Requirements
Leaving out the pictures, retype all the material exactly.

START

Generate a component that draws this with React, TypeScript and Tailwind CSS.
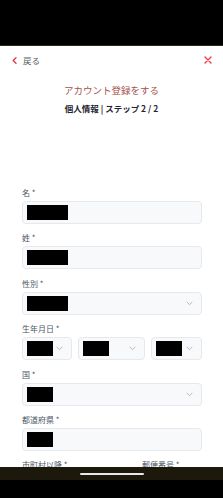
import React from "react";

const font = { fontFamily: '"Noto Sans CJK JP", "Noto Sans", sans-serif' };

function Chevron() {
  return (
    <svg width="7" height="5" viewBox="0 0 7 5" fill="none">
      <path d="M1 1.2 L3.5 3.6 L6 1.2" stroke="#aab3c2" strokeWidth="0.9" strokeLinecap="round" strokeLinejoin="round" />
    </svg>
  );
}

function Label({ children }: { children: React.ReactNode }) {
  return <div className="h-[12px] text-[8px] leading-[12px] text-[#4b5563]">{children}</div>;
}

function Box({ w, select, className = "" }: { w: number; select?: boolean; className?: string }) {
  return (
    <div className={`h-[23px] rounded-[4px] border border-[#e6e8ee] bg-[#f8f9fb] flex items-center pl-[4px] pr-[8px] ${className}`}>
      <div className="h-[15px] bg-black" style={{ width: w }} />
      <div className="flex-1" />
      {select && <Chevron />}
    </div>
  );
}

export default function App() {
  return (
    <div className="relative h-[498px] w-[223px] overflow-hidden bg-white" style={font}>
      <div className="h-[46px] bg-black border-b border-[#2e2c14]" />
      <div className="flex h-[28px] items-center justify-between pl-[12px] pr-[11px]">
        <div className="flex items-center gap-[6px]">
          <svg width="5" height="7" viewBox="0 0 5 7" fill="none">
            <path d="M4 0.8 L1.2 3.5 L4 6.2" stroke="#e8333f" strokeWidth="1.3" strokeLinecap="round" strokeLinejoin="round" />
          </svg>
          <span className="text-[8.5px] leading-none text-[#555b66]">戻る</span>
        </div>
        <svg width="8" height="8" viewBox="0 0 8 8" fill="none">
          <path d="M1 1 L7 7 M7 1 L1 7" stroke="#ef3a4a" strokeWidth="1.4" strokeLinecap="round" />
        </svg>
      </div>
      <div className="mt-[9px] flex flex-col items-center">
        <div className="text-[9.5px] leading-[14px] text-[#a4524c]">アカウント登録をする</div>
        <div className="mt-[5px] text-[8.5px] leading-[12px] font-bold text-[#1f2430]">個人情報 | ステップ 2 / 2</div>
      </div>
      <div className="mt-[73px] flex flex-col gap-[8.4px] pl-[22px] pr-[21px]">
        <div className="flex flex-col gap-[2px]">
          <Label>名 *</Label>
          <Box w={41} />
        </div>
        <div className="flex flex-col gap-[2px]">
          <Label>姓 *</Label>
          <Box w={41} />
        </div>
        <div className="flex flex-col gap-[2px]">
          <Label>性別 *</Label>
          <Box w={41} select />
        </div>
        <div className="flex flex-col gap-[2px]">
          <Label>生年月日 *</Label>
          <div className="flex gap-[6px]">
            <Box w={26} select className="w-[50px]" />
            <Box w={26} select className="flex-1" />
            <Box w={26} select className="w-[51px]" />
          </div>
        </div>
        <div className="flex flex-col gap-[2px]">
          <Label>国 *</Label>
          <Box w={26} select />
        </div>
        <div className="flex flex-col gap-[2px]">
          <Label>都道府県 *</Label>
          <Box w={26} />
        </div>
        <div className="flex gap-[6px]">
          <div className="flex-1 flex flex-col gap-[2px]">
            <Label>市町村以降 *</Label>
            <Box w={26} />
          </div>
          <div className="w-[60px] flex flex-col gap-[2px]">
            <Label>郵便番号 *</Label>
            <Box w={26} />
          </div>
        </div>
      </div>
      <div className="absolute bottom-0 left-0 right-0 h-[31px] flex flex-col">
        <div className="h-[13px] bg-[#1c190c] flex items-center justify-center">
          <div className="h-[2px] w-[64px] rounded-full bg-[#e8e8e8]" />
        </div>
        <div className="flex-1 bg-black" />
      </div>
    </div>
  );
}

END

Answer to this exercise
Generate a component that draws this with React, TypeScript and Tailwind CSS.
import React from "react";

const font = { fontFamily: '"Noto Sans CJK JP", "Noto Sans", sans-serif' };

function Chevron() {
  return (
    <svg width="7" height="5" viewBox="0 0 7 5" fill="none">
      <path d="M1 1.2 L3.5 3.6 L6 1.2" stroke="#aab3c2" strokeWidth="0.9" strokeLinecap="round" strokeLinejoin="round" />
    </svg>
  );
}

function Label({ children }: { children: React.ReactNode }) {
  return <div className="h-[12px] text-[8px] leading-[12px] text-[#4b5563]">{children}</div>;
}

function Box({ w, select, className = "" }: { w: number; select?: boolean; className?: string }) {
  return (
    <div className={`h-[23px] rounded-[4px] border border-[#e6e8ee] bg-[#f8f9fb] flex items-center pl-[4px] pr-[8px] ${className}`}>
      <div className="h-[15px] bg-black" style={{ width: w }} />
      <div className="flex-1" />
      {select && <Chevron />}
    </div>
  );
}

export default function App() {
  return (
    <div className="relative h-[498px] w-[223px] overflow-hidden bg-white" style={font}>
      <div className="h-[46px] bg-black border-b border-[#2e2c14]" />
      <div className="flex h-[28px] items-center justify-between pl-[12px] pr-[11px]">
        <div className="flex items-center gap-[6px]">
          <svg width="5" height="7" viewBox="0 0 5 7" fill="none">
            <path d="M4 0.8 L1.2 3.5 L4 6.2" stroke="#e8333f" strokeWidth="1.3" strokeLinecap="round" strokeLinejoin="round" />
          </svg>
          <span className="text-[8.5px] leading-none text-[#555b66]">戻る</span>
        </div>
        <svg width="8" height="8" viewBox="0 0 8 8" fill="none">
          <path d="M1 1 L7 7 M7 1 L1 7" stroke="#ef3a4a" strokeWidth="1.4" strokeLinecap="round" />
        </svg>
      </div>
      <div className="mt-[9px] flex flex-col items-center">
        <div className="text-[9.5px] leading-[14px] text-[#a4524c]">アカウント登録をする</div>
        <div className="mt-[5px] text-[8.5px] leading-[12px] font-bold text-[#1f2430]">個人情報 | ステップ 2 / 2</div>
      </div>
      <div className="mt-[73px] flex flex-col gap-[8.4px] pl-[22px] pr-[21px]">
        <div className="flex flex-col gap-[2px]">
          <Label>名 *</Label>
          <Box w={41} />
        </div>
        <div className="flex flex-col gap-[2px]">
          <Label>姓 *</Label>
          <Box w={41} />
        </div>
        <div className="flex flex-col gap-[2px]">
          <Label>性別 *</Label>
          <Box w={41} select />
        </div>
        <div className="flex flex-col gap-[2px]">
          <Label>生年月日 *</Label>
          <div className="flex gap-[6px]">
            <Box w={26} select className="w-[50px]" />
            <Box w={26} select className="flex-1" />
            <Box w={26} select className="w-[51px]" />
          </div>
        </div>
        <div className="flex flex-col gap-[2px]">
          <Label>国 *</Label>
          <Box w={26} select />
        </div>
        <div className="flex flex-col gap-[2px]">
          <Label>都道府県 *</Label>
          <Box w={26} />
        </div>
        <div className="flex gap-[6px]">
          <div className="flex-1 flex flex-col gap-[2px]">
            <Label>市町村以降 *</Label>
            <Box w={26} />
          </div>
          <div className="w-[60px] flex flex-col gap-[2px]">
            <Label>郵便番号 *</Label>
            <Box w={26} />
          </div>
        </div>
      </div>
      <div className="absolute bottom-0 left-0 right-0 h-[31px] flex flex-col">
        <div className="h-[13px] bg-[#1c190c] flex items-center justify-center">
          <div className="h-[2px] w-[64px] rounded-full bg-[#e8e8e8]" />
        </div>
        <div className="flex-1 bg-black" />
      </div>
    </div>
  );
}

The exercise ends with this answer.